Actually this brings up another question. The code above creates features that look like his:
{'image_id': Value(dtype='int64', id=None),
'image': Image(decode=True, id=None),
'height': Value(dtype='int32', id=None),
'width': Value(dtype='int32', id=None),
'objects': {'bbox': Sequence(feature=Sequence(feature=Value(dtype='float32', id=None), length=4, id=None), length=-1, id=None),
'categories': Sequence(feature=ClassLabel(names=['Thing0'], id=None), length=-1, id=None)}}
Reflecting the metadata.jsonl strcuture (I also included image_id, height, and width)
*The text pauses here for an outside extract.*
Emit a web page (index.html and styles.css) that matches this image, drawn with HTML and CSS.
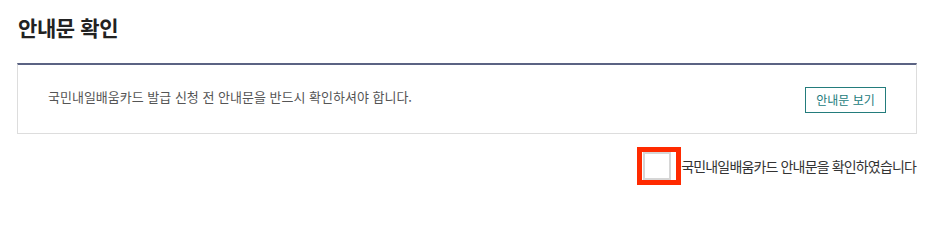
FILE: index.html
```html
<!DOCTYPE html>
<html lang="ko">
<head>
<meta charset="utf-8">
<title>안내문 확인</title>
<link rel="stylesheet" href="styles.css">
</head>
<body>
<div class="page">
  <h2 class="title">안내문 확인</h2>
  <div class="notice">
    <p class="notice-text">국민내일배움카드 발급 신청 전 안내문을 반드시 확인하셔야 합니다.</p>
    <button type="button" class="btn-view">안내문 보기</button>
  </div>
  <div class="agree-row">
    <label class="agree">
      <span class="check-wrap"><span class="check"></span></span>
      <span class="agree-text">국민내일배움카드 안내문을 확인하였습니다</span>
    </label>
  </div>
</div>
</body>
</html>
```
FILE: styles.css
```css
html, body {
  margin: 0;
  padding: 0;
  background: #ffffff;
}
body {
  font-family: "Noto Sans CJK KR", "Noto Sans", sans-serif;
  color: #333333;
}
.page {
  width: 900px;
  padding: 0 14px 0 17px;
}
.title {
  margin: 0;
  padding: 12px 0 0 1px;
  height: 63px;
  box-sizing: border-box;
  font-size: 21px;
  font-weight: 700;
  letter-spacing: -0.4px;
  line-height: 30px;
  color: #222222;
}
.notice {
  display: flex;
  align-items: center;
  justify-content: space-between;
  height: 71px;
  box-sizing: border-box;
  border: 1px solid #dddddd;
  border-top: 2px solid #5b6383;
  padding: 0 30px;
  background: #ffffff;
}
.notice-text {
  margin: 0 0 4px 0;
  font-size: 13px;
  letter-spacing: 0;
  color: #555555;
  line-height: 20px;
}
.btn-view {
  width: 81px;
  height: 26px;
  box-sizing: border-box;
  border: 1px solid #237c7c;
  background: #ffffff;
  color: #237c7c;
  font-family: "Noto Sans CJK KR", sans-serif;
  font-size: 12px;
  letter-spacing: 0;
  padding: 0;
  line-height: 22px;
  margin-top: 1px;
}
.agree-row {
  display: flex;
  justify-content: flex-end;
  margin-top: 13px;
  padding-right: 1px;
}
.agree {
  display: flex;
  align-items: center;
}
.check-wrap {
  display: flex;
  align-items: center;
  border: 5px solid #ff2a00;
  padding: 0 5px 0 1px;
  height: 28px;
}
.check {
  display: block;
  width: 28px;
  height: 28px;
  box-sizing: border-box;
  border: 2px solid #d6d6d6;
  background: #ffffff;
}
.agree-text {
  font-size: 14px;
  letter-spacing: -0.85px;
  color: #333333;
  line-height: 20px;
}
```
Now when looking at the popular cppe-5 dataset the structure looks a bit different:
from datasets import load_dataset
cppe5 = load_dataset("cppe-5")
cppe5["train"].features
shows
{'image_id': Value(dtype='int64', id=None),
'image': Image(decode=True, id=None),
'width': Value(dtype='int32', id=None),
'height': Value(dtype='int32', id=None),
'objects': Sequence(feature={'id': Value(dtype='int64', id=None), 'area': Value(dtype='int64', id=None), 'bbox': Sequence(feature=Value(dtype='float32', id=None), length=4, id=None), 'category': ClassLabel(names=['Coverall', 'Face_Shield', 'Gloves', 'Goggles', 'Mask'], id=None)}, length=-1, id=None)}
so “objects” itself is a sequence, instead of bbox beeing a sequence(sequence(…)).
Is that the way how it should look like? Does that make a difference? And how would I achieve the same structure as in the cppe-5 dataset?